_Records for the exercise:_
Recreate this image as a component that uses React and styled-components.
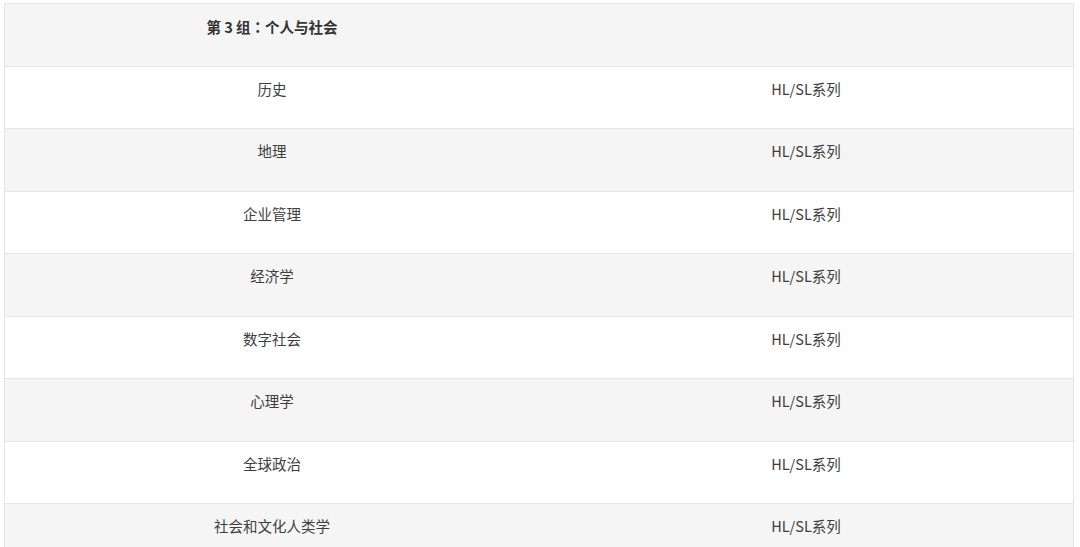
import React from 'react'
import styled, { createGlobalStyle } from 'styled-components';

const Global = createGlobalStyle`
    body {
        margin: 0;
        background: #fff;
        font-family: "Noto Sans CJK SC", "Noto Sans", sans-serif;
    }
`

const Page = styled.div`
    padding: 3px 6px 0 4px;
`

const Table = styled.div`
    border-left: 1px solid #e6e6e6;
    border-right: 1px solid #e6e6e6;
    border-top: 1px solid #e6e6e6;
`

const Row = styled.div`
    display: grid;
    grid-template-columns: 1fr 1fr;
    height: 61.5px;
    background: ${(props) => props.shade ? "#f5f5f5" : "#fff"};
    & + & {
        border-top: 1px solid #e6e6e6;
    }
`

const Cell = styled.div`
    text-align: center;
    padding-top: ${(props) => props.head ? "12px" : "11px"};
    font-size: 14.5px;
    line-height: 21px;
    color: ${(props) => props.head ? "#333" : "#3e3e3e"};
    font-weight: ${(props) => props.head ? 700 : 400};
`

// centred full-width colon, as in the heading
const Colon = styled.span`
    font-family: "Noto Sans CJK JP", sans-serif;
`

const subjects = [
    "历史",
    "地理",
    "企业管理",
    "经济学",
    "数字社会",
    "心理学",
    "全球政治",
    "社会和文化人类学",
]

const App = () => {
  return (
    <Page>
        <Global />
        <Table>
            <Row shade>
                <Cell head>第 3 组<Colon>：</Colon>个人与社会</Cell>
                <Cell head></Cell>
            </Row>
            {subjects.map((s, i) => (
                <Row key={s} shade={i % 2 === 1}>
                    <Cell>{s}</Cell>
                    <Cell>HL/SL系列</Cell>
                </Row>
            ))}
        </Table>
    </Page>
  )
}

export default App;
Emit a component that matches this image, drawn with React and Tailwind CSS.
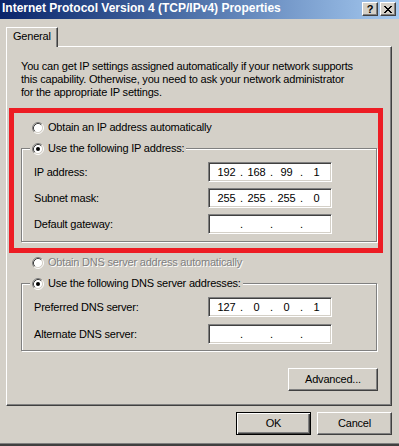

_Short task:_ Pictures excluded, quote all the data above exactly.

_Solution for this problem:_
Recreate this image as a component that uses React and styled-components.
import React from 'react'
import styled, { createGlobalStyle } from 'styled-components';

const Global = createGlobalStyle`
    body {
        margin: 0;
        background: #fff;
        font-family: "Noto Sans CJK SC", "Noto Sans", sans-serif;
    }
`

const Page = styled.div`
    padding: 3px 6px 0 4px;
`

const Table = styled.div`
    border-left: 1px solid #e6e6e6;
    border-right: 1px solid #e6e6e6;
    border-top: 1px solid #e6e6e6;
`

const Row = styled.div`
    display: grid;
    grid-template-columns: 1fr 1fr;
    height: 61.5px;
    background: ${(props) => props.shade ? "#f5f5f5" : "#fff"};
    & + & {
        border-top: 1px solid #e6e6e6;
    }
`

const Cell = styled.div`
    text-align: center;
    padding-top: ${(props) => props.head ? "12px" : "11px"};
    font-size: 14.5px;
    line-height: 21px;
    color: ${(props) => props.head ? "#333" : "#3e3e3e"};
    font-weight: ${(props) => props.head ? 700 : 400};
`

// centred full-width colon, as in the heading
const Colon = styled.span`
    font-family: "Noto Sans CJK JP", sans-serif;
`

const subjects = [
    "历史",
    "地理",
    "企业管理",
    "经济学",
    "数字社会",
    "心理学",
    "全球政治",
    "社会和文化人类学",
]

const App = () => {
  return (
    <Page>
        <Global />
        <Table>
            <Row shade>
                <Cell head>第 3 组<Colon>：</Colon>个人与社会</Cell>
                <Cell head></Cell>
            </Row>
            {subjects.map((s, i) => (
                <Row key={s} shade={i % 2 === 1}>
                    <Cell>{s}</Cell>
                    <Cell>HL/SL系列</Cell>
                </Row>
            ))}
        </Table>
    </Page>
  )
}

export default App;
Emit a component that matches this image, drawn with React and Tailwind CSS.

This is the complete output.